### MATERIAL TO PROCESS
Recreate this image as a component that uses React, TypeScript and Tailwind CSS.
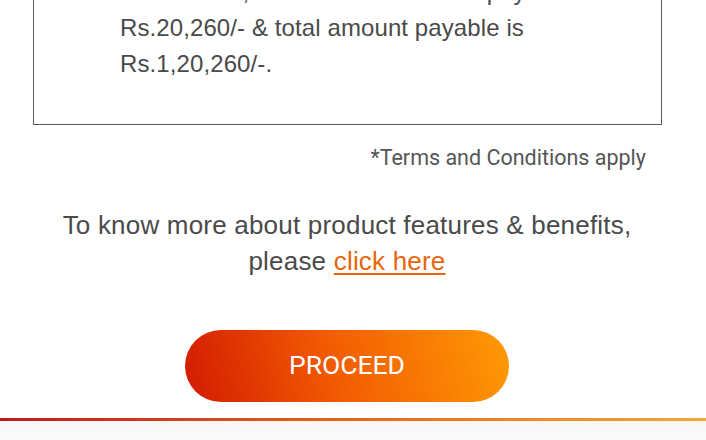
import React from "react";

export default function App() {
  return (
    <div className="w-[706px] h-[440px] overflow-hidden bg-white relative">
      <div className="ml-[33px] w-[629px] mt-[-27px] border border-[#5a5a5a] pl-[86px] pr-4 pb-[42px] pt-0">
        <div
          className="text-[24px] leading-[36px] text-[#4a4a4a] tracking-[0.1px] whitespace-nowrap"
          style={{ fontFamily: '"Liberation Sans", Arial, sans-serif' }}
        >
          <p>In this case, the total interest cost payable is</p>
          <p>Rs.20,260/- &amp; total amount payable is</p>
          <p>Rs.1,20,260/-.</p>
        </div>
      </div>
      <div
        className="mt-[20px] pr-[60px] text-right text-[21.5px] leading-[26px] text-[#555]"
        style={{ fontFamily: "Roboto, sans-serif" }}
      >
        *Terms and Conditions apply
      </div>
      <div
        className="mt-[36px] pr-[12px] text-center text-[26px] leading-[36px] text-[#4a4a4a] tracking-[0.2px]"
        style={{ fontFamily: '"Liberation Sans", Arial, sans-serif' }}
      >
        <p>To know more about product features &amp; benefits,</p>
        <p>
          please{" "}
          <a className="text-[#e8650c] underline underline-offset-[3px]">click here</a>
        </p>
      </div>
      <div className="mt-[51px] flex justify-center pr-[12px]">
        <button
          className="w-[324px] h-[72px] rounded-full bg-[linear-gradient(75deg,#d21a02_0%,#f25a02_45%,#ff9a05_100%)] text-white text-[26.5px] pb-[2px]"
          style={{ fontFamily: "Roboto, sans-serif" }}
        >
          PROCEED
        </button>
      </div>
      <div className="mt-[16px] h-[3px] bg-[linear-gradient(90deg,#bf1a1c,#e8661e_50%,#f2aa30)]" />
      <div className="h-[20px] bg-[linear-gradient(180deg,#f6f6f6,#fbfbfb)]" />
    </div>
  );
}
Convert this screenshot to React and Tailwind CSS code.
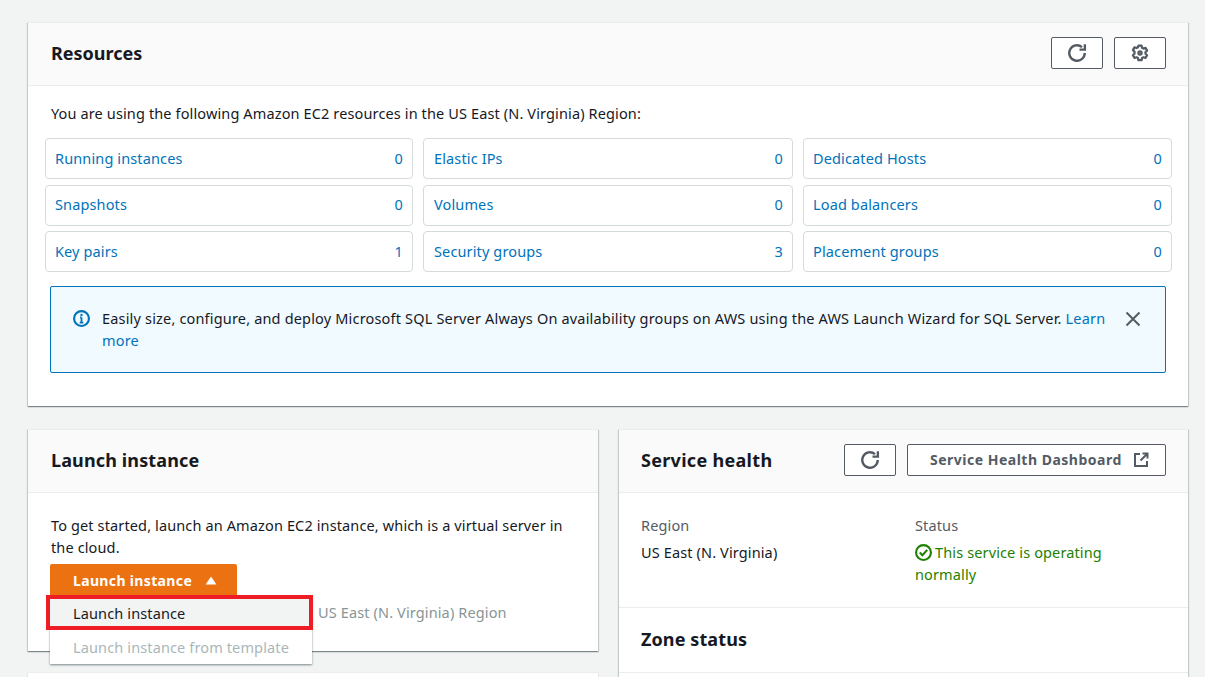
######
> WORK TO COMPLETE: Take the records from their first line through the line containing "import React from" and please return exactly those lines, both ends included, minus the pictures.

> RESULT:
Recreate this image as a component that uses React, TypeScript and Tailwind CSS.
import React from "react";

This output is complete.